FORGE automatically recommends the right split based on your experience level, available training days, equipment, and goals. The AI coach monitors your progress and suggests split changes when your data shows you've outgrown your current programme. No guesswork.

Frequently Asked Questions

What is the best workout split for building muscle?
For most people, Push Pull Legs (PPL) trained 4-6 days per week is the most effective split for building muscle. It trains each muscle group twice per week with adequate volume per session. Beginners should start with full body 3 days per week, and intermediates can use Upper/Lower 4 days per week as a stepping stone to PPL.
Is PPL better than Upper Lower for hypertrophy?
PPL allows more volume per muscle group per session because you're splitting the work across three session types instead of two. Upper/Lower can feel rushed for upper body. However, both splits work well for hypertrophy if total weekly volume and frequency are matched. PPL is generally preferred for lifters training 5-6 days, while Upper/Lower works better for 4-day schedules.
How many days a week should I train for muscle growth?
Research suggests 3-6 days per week is optimal, with each muscle group trained at least twice per week.
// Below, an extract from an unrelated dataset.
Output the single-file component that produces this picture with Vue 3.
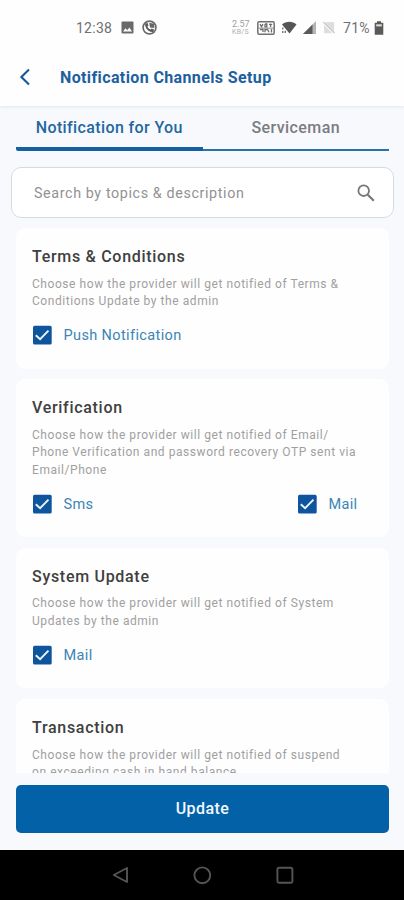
<script setup>
import { ref } from 'vue'

const query = ref('')
const cards = ref([
  {
    title: 'Terms & Conditions',
    lines: ['Choose how the provider will get notified of Terms &', 'Conditions Update by the admin'],
    options: ['Push Notification']
  },
  {
    title: 'Verification',
    lines: ['Choose how the provider will get notified of Email/', 'Phone Verification and password recovery OTP sent via', 'Email/Phone'],
    options: ['Sms', 'Mail']
  },
  {
    title: 'System Update',
    lines: ['Choose how the provider will get notified of System', 'Updates by the admin'],
    options: ['Mail']
  },
  {
    title: 'Transaction',
    lines: ['Choose how the provider will get notified of suspend', 'on exceeding cash in hand balance'],
    options: []
  }
])
</script>

<template>
  <div class="screen">
    <header class="top">
      <div class="status">
        <div class="status-left">
          <span class="clock">12:38</span>
          <svg class="pic" width="13" height="13" viewBox="0 0 13 13">
            <rect x="0.5" y="0.5" width="12" height="12" rx="1" fill="#6a6a6a" />
            <path d="M2 10.5 4.5 7.3 6.3 9.2 8.4 6.6 11 10.5Z" fill="#fff" />
          </svg>
          <svg class="call" width="15" height="15" viewBox="0 0 15 15">
            <circle cx="7.5" cy="7.5" r="6.4" fill="#fff" stroke="#6a6a6a" stroke-width="1.7" />
            <path d="M3.2 3.5 5.6 3 6.5 5.5 5.4 6.6C6 8 7 9 8.5 9.6L9.7 8.5 12 9.6 11.5 11.8C7 13 2.5 8 3.2 3.5Z" fill="#5a5a5a" />
            <path d="M7.2 2.8 12 3.8 12.3 8 8 7.4Z" fill="#666" />
          </svg>
        </div>
        <div class="status-right">
          <div class="speed"><span class="rate">2.57</span><span class="unit">KB/S</span></div>
          <svg class="volte" width="18" height="14" viewBox="0 0 18 14">
            <rect x="0.8" y="0.8" width="16.4" height="12.4" rx="1.5" fill="#fff" stroke="#707070" stroke-width="1.5" />
            <path d="M3 3.2 4.5 5.7 6 3.2M8 3V5.8H9.8V3H8M12 3.3H15.2M13.6 3.3V6M3 8.5H6V11M8 11.2V8.5H10.5L12 11.2M14.5 8V11.5" fill="none" stroke="#6c6c6c" stroke-width="1.3" />
            <path d="M1 7.1H17" stroke="#8a8a8a" />
          </svg>
          <svg class="wifi" width="16" height="13" viewBox="0 0 16 13">
            <path d="M1 3.5C5 -0.2 11.5 -0.2 15.5 3.5L8.5 12.5Z" fill="#555" />
            <path d="M1.8 6.5V8.5M1.8 10V12M4.3 9.7V12" stroke="#777" stroke-width="1.4" />
          </svg>
          <svg class="signal" width="13" height="13" viewBox="0 0 13 13">
            <path d="M13 0V13H0Z" fill="#b5b5b5" />
            <path d="M9.5 3.5V13H0Z" fill="#5a5a5a" />
          </svg>
          <svg class="nosim" width="12" height="13" viewBox="0 0 12 13">
            <path d="M3.5 1H11V12.2H1V3.5Z" fill="#dedede" />
            <path d="M0.5 1.5 11.5 12.5" stroke="#fff" stroke-width="2.4" />
            <path d="M0.5 1 11.5 12" stroke="#c2c2c2" stroke-width="1.1" />
          </svg>
          <span class="percent">71%</span>
          <svg class="battery" width="10" height="14" viewBox="0 0 10 14">
            <path d="M3 0.3H7V1.8H9.3V13.7H0.7V1.8H3Z" fill="#5a5a5a" />
            <path d="M2.2 3.3H7.8V5.4H2.2Z" fill="#ddd" />
          </svg>
        </div>
      </div>
      <div class="titlebar">
        <svg class="back" width="12" height="18" viewBox="0 0 12 18">
          <path d="M10 1.6 2.4 9 10 16.4" fill="none" stroke="#15569c" stroke-width="2.1" />
        </svg>
        <h1>Notification Channels Setup</h1>
      </div>
    </header>

    <nav class="tabs">
      <button class="tab active">Notification for You</button>
      <button class="tab">Serviceman</button>
    </nav>

    <label class="search">
      <input v-model="query" type="text" placeholder="Search by topics &amp; description" />
      <svg width="18" height="18" viewBox="0 0 18 18">
        <circle cx="6.7" cy="6.7" r="5.3" fill="none" stroke="#777" stroke-width="1.8" />
        <path d="M10.8 10.8 16.8 16.8" stroke="#777" stroke-width="2.2" />
      </svg>
    </label>

    <main class="list">
      <section v-for="card in cards" :key="card.title" class="card">
        <h2>{{ card.title }}</h2>
        <p><span v-for="line in card.lines" :key="line">{{ line }}</span></p>
        <div class="options">
          <div v-for="option in card.options" :key="option" class="option">
            <svg width="20" height="20" viewBox="0 0 20 20">
              <rect x="1" y="0.8" width="18.7" height="18.7" rx="1.6" fill="#0e559d" />
              <path d="M3.8 10.2 8.1 14.2 16.5 5.7" fill="none" stroke="#eef6fb" stroke-width="1.9" />
            </svg>
            <span>{{ option }}</span>
          </div>
        </div>
      </section>
    </main>

    <footer class="action">
      <button class="update">Update</button>
    </footer>

    <div class="navbar">
      <svg width="18" height="20" viewBox="0 0 18 20">
        <path d="M17 3V17L3.8 10Z" fill="none" stroke="#555" stroke-width="1.9" stroke-linejoin="round" />
      </svg>
      <svg width="20" height="20" viewBox="0 0 20 20">
        <circle cx="10.3" cy="10.3" r="7.9" fill="none" stroke="#555" stroke-width="1.9" />
      </svg>
      <svg width="18" height="20" viewBox="0 0 18 20">
        <rect x="1.4" y="2.8" width="15" height="15" rx="1.8" fill="none" stroke="#555" stroke-width="1.9" />
      </svg>
    </div>
  </div>
</template>

<style>
body {
  margin: 0;
  overflow: hidden;
}
</style>

<style scoped>
.screen {
  display: flex;
  flex-direction: column;
  box-sizing: border-box;
  width: 404px;
  height: 900px;
  overflow: hidden;
  background: #f8f9fd;
  font-family: Roboto, "Liberation Sans", sans-serif;
}
button {
  border: 0;
  padding: 0;
  background: none;
  font: inherit;
}
h1, h2, p {
  margin: 0;
  white-space: nowrap;
}
svg {
  display: block;
  flex: none;
}
.top {
  flex: none;
  box-sizing: border-box;
  height: 106px;
  background: #fefefe;
  box-shadow: 0 1px 3px #dfe6ea;
}
.status {
  display: flex;
  justify-content: space-between;
  height: 54px;
  padding: 1px 20px 0 76px;
  box-sizing: border-box;
  color: #707070;
}
.status-left, .status-right {
  display: flex;
  align-items: center;
}
.clock {
  width: 45px;
  font-size: 14px;
  letter-spacing: 0.25px;
}
.call { margin-left: 8px; }
.speed {
  display: flex;
  flex-direction: column;
  width: 25px;
  color: #a0a0a0;
}
.rate {
  font-size: 9px;
  line-height: 9px;
}
.unit {
  color: #b0b0b0;
  font-size: 7px;
  line-height: 7px;
  letter-spacing: 0.3px;
}
.wifi { margin-left: 6px; }
.signal { margin-left: 6px; }
.nosim { margin-left: 7px; }
.percent {
  width: 31px;
  margin-left: 8px;
  font-size: 14px;
  letter-spacing: 0.3px;
}
.titlebar {
  display: flex;
  align-items: center;
  height: 46px;
  padding-left: 19px;
}
h1 {
  margin-left: 29px;
  padding-top: 1px;
  color: #1d609f;
  font-size: 16px;
  font-weight: 700;
  letter-spacing: 0.38px;
}
.tabs {
  display: grid;
  flex: none;
  grid-template-columns: 1fr 1fr;
  height: 45px;
  padding: 0 15px 0 16px;
}
.tab {
  height: 45px;
  padding-bottom: 1px;
  border-bottom: 2px solid #2c72a8;
  color: #7b7c80;
  font-size: 16px;
  font-weight: 500;
  letter-spacing: 0.42px;
}
.tab.active {
  border-bottom: 4px solid #1460a3;
  padding-top: 1px;
  padding-bottom: 0;
  border-radius: 2px 0 0 2px;
  color: #22689f;
  letter-spacing: 0.38px;
}
.search {
  display: flex;
  flex: none;
  align-items: center;
  box-sizing: border-box;
  height: 51px;
  margin: 16px 10px 0 11px;
  padding: 0 18px 0 22px;
  border: 1px solid #d3dde0;
  border-radius: 10px;
  background: #fff;
}
input {
  flex: 1;
  min-width: 0;
  padding: 0;
  border: 0;
  outline: 0;
  background: none;
  font: 14.3px Roboto, "Liberation Sans", sans-serif;
  letter-spacing: 0.62px;
}
input::placeholder {
  color: #929292;
  opacity: 1;
}
.list {
  display: flex;
  flex: none;
  flex-direction: column;
  gap: 10.5px;
  height: 545px;
  margin: 10px 15px 0 16px;
  overflow: hidden;
}
.card {
  flex: none;
  box-sizing: border-box;
  padding: 18px 16px 23.6px;
  border-radius: 9px;
  background: #fefefe;
}
h2 {
  height: 22px;
  color: #404040;
  font-size: 16px;
  font-weight: 500;
  line-height: 22px;
  letter-spacing: 0.7px;
}
.card p {
  margin-top: 7.6px;
  color: #a0a0a0;
  font-size: 12px;
  line-height: 17.7px;
  letter-spacing: 0.56px;
}
.card p span { display: block; }
.options {
  display: flex;
  justify-content: space-between;
  min-height: 20px;
  margin-top: 14px;
  padding-right: 15.5px;
}
.option {
  display: flex;
  align-items: center;
  gap: 11.5px;
  height: 20px;
  color: #3a85b5;
  font-size: 14.5px;
  letter-spacing: 0.38px;
}
.option span { padding-top: 1px; }
.action {
  flex: none;
  box-sizing: border-box;
  height: 77px;
  padding: 12px 15px 0 16px;
}
.update {
  display: block;
  width: 100%;
  height: 47.5px;
  border-radius: 5px;
  background: #0361a8;
  color: #f3f8fc;
  font-size: 16px;
  font-weight: 500;
  letter-spacing: 0.45px;
}
.navbar {
  display: flex;
  flex: none;
  align-items: center;
  justify-content: center;
  gap: 64px;
  height: 50px;
  background: #000;
}
</style>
Training 4-5 days per week is the sweet spot for most people - enough frequency and volume for growth without compromising recovery. More important than total days is how you structure them: a well-designed 4-day programme beats a poorly designed 6-day programme.
Should beginners do a bro split?
No. Beginners recover quickly and benefit from higher training frequency. A full body programme 3 days per week trains each muscle three times per week, which research shows produces faster strength and muscle gains in beginners than training each muscle once per week. Save the bro split for advanced lifters who need extreme volume.